Nos meses seguintes, o STAL viria a celebrar ACEPs – Acordos Colectivos de Empregador Público, com as diversas entidades autárquicas, que procuravam simultaneamente consagrar o direito às 35 horas e afirmar a autonomia do Poder Local Democrático. Em pouco mais de um ano, o STAL celebrou mais de meio milhar de acordos colectivos com municípios, freguesias e outras entidades de âmbito local e regional, sem inclusão em nenhum deles de instrumentos de adaptabilidades ou bancos de horas. Porém, a publicação destes Acordos foi ilegalmente bloqueada e retida pelo Governo.

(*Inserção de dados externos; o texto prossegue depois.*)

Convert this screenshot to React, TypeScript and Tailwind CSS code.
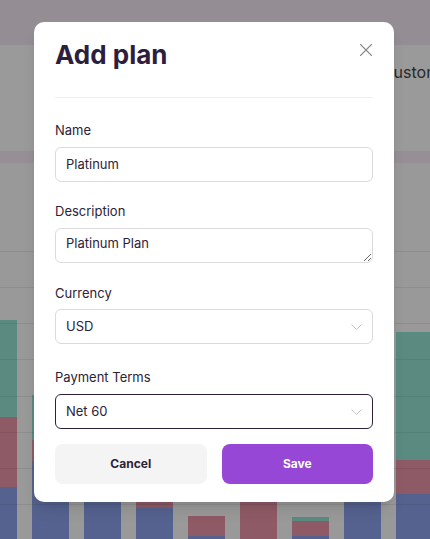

O STAL manteve a exigência da revogação da Lei e apresentou na Assembleia da República em 2014 uma petição subscrita por 23.000 trabalhadores em escassas semanas. A luta pelo desbloqueamento e publicação dos Acordos esteve no centro da Acção Reivindicativa em 2014. Em 29 de Janeiro, três dezenas de activistas ocuparam a Secretaria de Estado da Administração Pública, só abandonando as instalações ao fim de 3 horas e com data de reunião agendada. Nos meses seguintes, realizaram-se dezenas de concentrações, plenários, desfiles e grandiosas manifestações junto de órgãos do governo. A 13 de Novembro, realizaram-se 43 acções de protesto um pouco por todo o País, exortando as autarquias a resistir à intromissão do governo. Foi uma expressiva resposta dos trabalhadores à tentativa de impor o aumento do tempo de trabalho para as 40 horas na Administração Local, Regional e Central (passo prévio para o aumento de horário também no sector privado). Fortemente pressionado, o governo escondeu um parecer do Conselho Consultivo da PGR que confirmava a aplicação do princípio da autonomia do poder local em matéria de recursos humanos.

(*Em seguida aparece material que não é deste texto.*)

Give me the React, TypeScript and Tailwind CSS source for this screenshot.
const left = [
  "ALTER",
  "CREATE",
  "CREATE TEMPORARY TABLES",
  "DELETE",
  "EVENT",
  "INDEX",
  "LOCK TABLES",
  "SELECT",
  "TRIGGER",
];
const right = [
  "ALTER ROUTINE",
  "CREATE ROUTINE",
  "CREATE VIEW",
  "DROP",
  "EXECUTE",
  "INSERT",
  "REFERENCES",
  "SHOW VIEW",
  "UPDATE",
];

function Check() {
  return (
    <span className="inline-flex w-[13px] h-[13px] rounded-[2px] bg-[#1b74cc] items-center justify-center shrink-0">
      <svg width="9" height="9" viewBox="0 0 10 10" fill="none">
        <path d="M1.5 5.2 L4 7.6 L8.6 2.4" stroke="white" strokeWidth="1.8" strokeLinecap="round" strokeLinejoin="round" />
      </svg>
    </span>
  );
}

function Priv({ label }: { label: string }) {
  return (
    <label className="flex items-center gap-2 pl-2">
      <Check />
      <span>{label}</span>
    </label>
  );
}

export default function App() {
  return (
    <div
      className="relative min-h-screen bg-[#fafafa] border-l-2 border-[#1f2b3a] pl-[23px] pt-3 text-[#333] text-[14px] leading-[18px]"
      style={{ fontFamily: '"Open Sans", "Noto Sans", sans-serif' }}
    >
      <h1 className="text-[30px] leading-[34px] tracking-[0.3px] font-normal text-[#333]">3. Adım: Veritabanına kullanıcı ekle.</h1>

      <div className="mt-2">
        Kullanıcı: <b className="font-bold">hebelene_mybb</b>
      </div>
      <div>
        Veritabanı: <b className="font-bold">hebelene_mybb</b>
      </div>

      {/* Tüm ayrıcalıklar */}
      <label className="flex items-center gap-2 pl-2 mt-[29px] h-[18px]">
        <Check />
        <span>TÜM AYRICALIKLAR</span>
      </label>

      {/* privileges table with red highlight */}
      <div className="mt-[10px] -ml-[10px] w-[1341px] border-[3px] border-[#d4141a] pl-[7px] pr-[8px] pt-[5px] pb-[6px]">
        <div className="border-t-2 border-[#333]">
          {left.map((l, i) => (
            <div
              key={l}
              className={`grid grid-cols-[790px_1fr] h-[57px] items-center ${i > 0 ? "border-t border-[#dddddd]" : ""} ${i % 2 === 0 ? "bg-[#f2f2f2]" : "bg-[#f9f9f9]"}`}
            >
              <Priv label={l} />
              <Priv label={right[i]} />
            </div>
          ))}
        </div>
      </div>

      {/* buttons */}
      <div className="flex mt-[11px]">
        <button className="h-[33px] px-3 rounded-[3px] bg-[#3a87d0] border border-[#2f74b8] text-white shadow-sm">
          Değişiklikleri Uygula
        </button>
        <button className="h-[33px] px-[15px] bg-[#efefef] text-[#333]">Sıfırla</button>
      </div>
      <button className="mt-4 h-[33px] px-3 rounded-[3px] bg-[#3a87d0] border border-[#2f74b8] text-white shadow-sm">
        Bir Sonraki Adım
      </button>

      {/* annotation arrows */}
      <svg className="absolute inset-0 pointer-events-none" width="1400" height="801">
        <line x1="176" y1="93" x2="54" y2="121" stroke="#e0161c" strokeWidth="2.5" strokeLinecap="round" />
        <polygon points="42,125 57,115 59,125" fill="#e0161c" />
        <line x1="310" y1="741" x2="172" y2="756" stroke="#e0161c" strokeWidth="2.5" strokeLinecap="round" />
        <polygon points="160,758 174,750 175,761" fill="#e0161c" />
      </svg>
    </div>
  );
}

Este combate foi determinante para a decisão do Tribunal Constitucional que reconheceu a autonomia do Poder Local e considerou inconstitucional a ingerência do Governo, tendo afirmado no seu Acórdão que o horário de trabalho é matéria susceptível de regulamentação por negociação colectiva. ´

Com efeito, três dias após as eleições legislativas em que a maioria dos trabalhadores e do Povo derrotaram a coligação PSD/CDS e a política de direita, o Tribunal Constitucional declarou, a 7 de Outubro de 2015, e por unanimidade, a inconstitucionalidade da intervenção dos membros do governo nos acordos da Administração Local. O governo, que acabara de ser derrotado, foi então obrigado a publicar mais de 600 acordos negociados pelo STAL.

Com a luta persistente dos trabalhadores, a iniciativa e apoio do PCP, e novas condições políticas, foi possível repor, em 1 de Julho de 2016, sob a forma de lei, as 35 horas de trabalho semanal na Administração Pública, constituindo uma vitória histórica para todos os trabalhadores, e em particular para os da Administração Local, cuja luta travada ao longo de 40 meses - mais de 3 anos, impediu de facto, que uma Lei injusta fosse aplicada na grande maioria dos municípios.

Em 28 Outubro de 2015, o PCP apresentou também, um Projeto de Lei que previa a aplicação do horário semanal de 35 horas a todos os trabalhadores, objectivo do MSU, iniciativa chumbada pelos votos contra do PS, PSD e CDS.

É neste sentido que prosseguimos a luta pela redução progressiva do horário de trabalho nas empresas municipais e concessionárias de serviços públicos, tendo obtido vitórias importantes, como é o caso dos recentes Acordos de Empresa celebrados na AGERE e BRAVAL, ambas do distrito de Braga. Também prosseguimos a luta pela exigência de reposição dos 25 dias de férias na Ad. Pública, que o Governo continua a recusar legislar, sendo que hoje, fruto da luta e intervenção do STAL em sede negociação dos ACEP, uma grande parte dos trabalhadores das autarquias já desfruta justamente desse direito.

Sob o actual quadro pandémico, assistiu-se à imposição de horários desregulados, à alteração de local de trabalho, a corte de rendimentos, alteração de funções, sempre ao sabor das entidades empregadoras, sem terem em conta as necessidades dos trabalhadores na conciliação da vida profissional com a sua vida familiar e pessoal.

Em muitos casos registou-se a violação de limites máximos diários e semanais da prestação de trabalho, desrespeitaram-se intervalos e dias de descanso semanal, e a consulta dos trabalhadores e das suas estruturas representativas não foi na maioria dos casos sequer observada.

Em nome da saúde, acentuou-se o teletrabalho, passando a ser obrigatório sempre que as funções em causa o permitam e o trabalhador disponha de condições para as exercer, sem necessidade de acordo escrito entre o empregador e o trabalhador, com impactos na redução da prestação dos serviços públicos e com o aumento da pressão sobre os trabalhadores.

Estamos bem conscientes de que a digitalização do trabalho, o teletrabalho, entre outros, são transformações que teremos de acompanhar com a maior atenção para defender os direitos dos trabalhadores, para assegurar melhores condições de trabalho, bem como os direitos das populações a serviços públicos de qualidade, na certeza de que a luta secular pela redução do horário de trabalho sem perda de direitos, continuará a ser fundamental para a construção de uma sociedade mais justa e progressista.